The total energy on the right (both kinetic and potential) equals the total energy on the left.

 

Why the Wasted heat? During electrolysis, the water will heat up. That's just a fact of life. There's no perfect way to split up oxygen and hydrogen molecules. Some of the energy always becomes heat. You can make the process rather efficient, but you'll never be 100% efficient.

 

Lets give this equation some numbers for the energy totals.

 

We'll say the 2(H20) has no particular energy content (water is rather inert) and we'll say the battery supplies one unit of energy.

 

On the other side of the equation we'll say that the 2(H2) + (O2) has an energy content of .9 and .1 is wasted as heat.

 

0 + 1 = .9 + .1

 

Everything is nice and balanced as it should.

 

 

Now lets turn our O2 and 2(H2) back into water to get our energy out.

 

O2 + 2(H2) => 2(H2O) + energy

 

How much energy go we get back? Lets go back to the energy units we used earlier.

 

O2 and 2(H2) become .9 units of energy and 2(H2O) become 0, so

 

.9 => 0 + energy

 

Energy must be .9, but we put in 1 whole unit from our battery to split the water in the first place!

 

Even if your battery was recharged by the engine, it would still run down over time due to inefficiency of splitting water molecules. Any kind of energy transfer will result in wasted energy and that's why there's no perpetual motion machines.

Posted

The only other problem is that you are going to need a bigger battery, or maybe we can harness some of the heat energy. Seems feasible thus far

Posted
No' date=' you seperate the elements by creating and collecting Hydrogen and oxygen in two seperate capsules, the hydrogen is what's used to power the vehicle and the oxygen is the waste product. The problem is only how to generate power for the electrolysis process in the first place, though I think a simple battery can fix that problem.

Doesn't sound too ludacris now, does it? Help[/quote']

 

No now it just sounds twice as ludicrous because all you did was repeat yourself.

Think of a fuel cell as electrolysis in reverse. What you're proposing is spending energy to do the electrolysis then you're reversing it and expecting greater energy then what you spent to come out, it's a complete imposibility. Oxygen is NOT a waste product, and it can't be one. It is needed for the fuel cell to run. The fuel cell works by oxidizing the hydrogen to produce water. It just doesn't matter if your oxygen comes from the water or the air, there's plenty of it around. It's simulair to combustion of hydrogen in oxygen except that it's controlled and much more efficient.

 

What you're proposing is like rolling a ball up a hill and then pushing it down and expecting the force from that to propell it up an even bigger hill. Even if it was completley efficient you could only get just as high as from where you started.

But in this case water in the low energy state of the ball at the bottom and seperate hydrogen and oxygen are the high energy states at the top.
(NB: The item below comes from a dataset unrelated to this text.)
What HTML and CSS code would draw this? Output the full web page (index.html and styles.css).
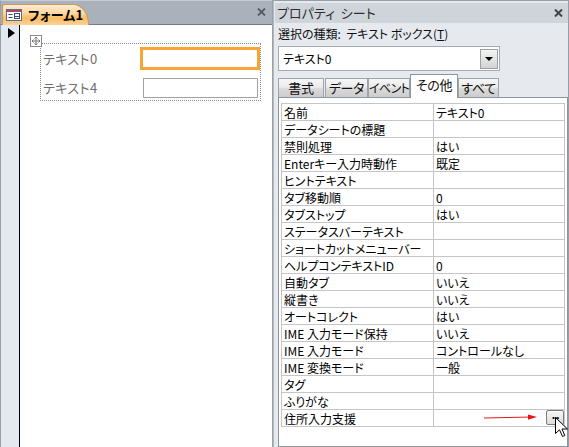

And gravity is supplying the energy insteat of electrical potential.

 

Don't worry I completely understand what you're trying to say.

And so I don't have to repeat myself again please reread my last post or the one by mmalluck, he just presented a rock solid proff of exactley what I was saying.

 

Now if you were to come up with a better oxidizer then oxygen that would form stronger bonds with hydrogen then oxygen would, well then you might have something. Slim chance of finding anything practicle that wouldn't be worse for the environment though.

Posted
No' date=' you seperate the elements by creating and collecting Hydrogen and oxygen in two seperate capsules, the hydrogen is what's used to power the vehicle and the oxygen is the waste product. The problem is only how to generate power for the electrolysis process in the first place, though I think a simple battery can fix that problem.

Doesn't sound too ludacris now, does it? Help[/quote']

 

oxygen is not a waste product. hydrogen is a fuel, it requires oxygen to burn so your waste product would be H2O, because after you release the energy by combining them its just plain old water again.

 

the problem is that you have to put in energy to seperate them. the amount of energy to seperate them is the same as you get from recombining them.

Posted

Hmm...thanks fellers. Is it cheap to harness Hydrogen in large supply, will Hydrogen gas be cheaper than Gas? I guess it should.

Posted

Yes, probably sometime off in the future.

 

How about any time soon?

 

I wouldn't count on it. I won't happen until we exhast all the other fuel sources we have. The difference between hydrogen and coal or oil is that hydrogen is merely a form of energy storage, where as coal and oil are actual fuel sources.

 

Huh? So how are they different?

 

Well you can dig up coal or drill for oil, but you can't exactly go out and dig up some loose hydrogen.

 

But we can make hydrogen!

 

Ah, but to make the hydrogen you have to take a molecule and split the hydrogen off of it. This takes energy, more energy in fact than what you get back from burning the hydrogen.

 

But don't you have to use energy to make coal and oil?

 

No, no energy is actual used to make coal or oil. The only energy used is in finding it, getting it, and cleaning it. It's true that some energy is used in the processing of oil and coal, but nature has provided us with carbon-hydrogen bonds that contain the energy in the fuel. No energy has to be spent making the fuel. The chemical energy is already there.

 

The difference between fossil fuels and hydrogen is the difference between finding a dollar by the side of the road and that of going out and working for a dollar. Which do you think people will go with?

 

/end psycopathic thread mode/

 

There, I've covered all the bases all by myself.

Thread Over!

Posted

OK. Without the math. You're describing the equivilent of generating energy by rolling a ball down a hill and carrying it back up again. Maybe God can create energy out of nothing, but I suspect that even he follows the rules. Changing free hydrogen and oxygen into water by burning it and taking it back apart again is perpetual motion. It don't work. And oil and gas and coal are all stored solar energy. They were made through photosynthesis a long time ago.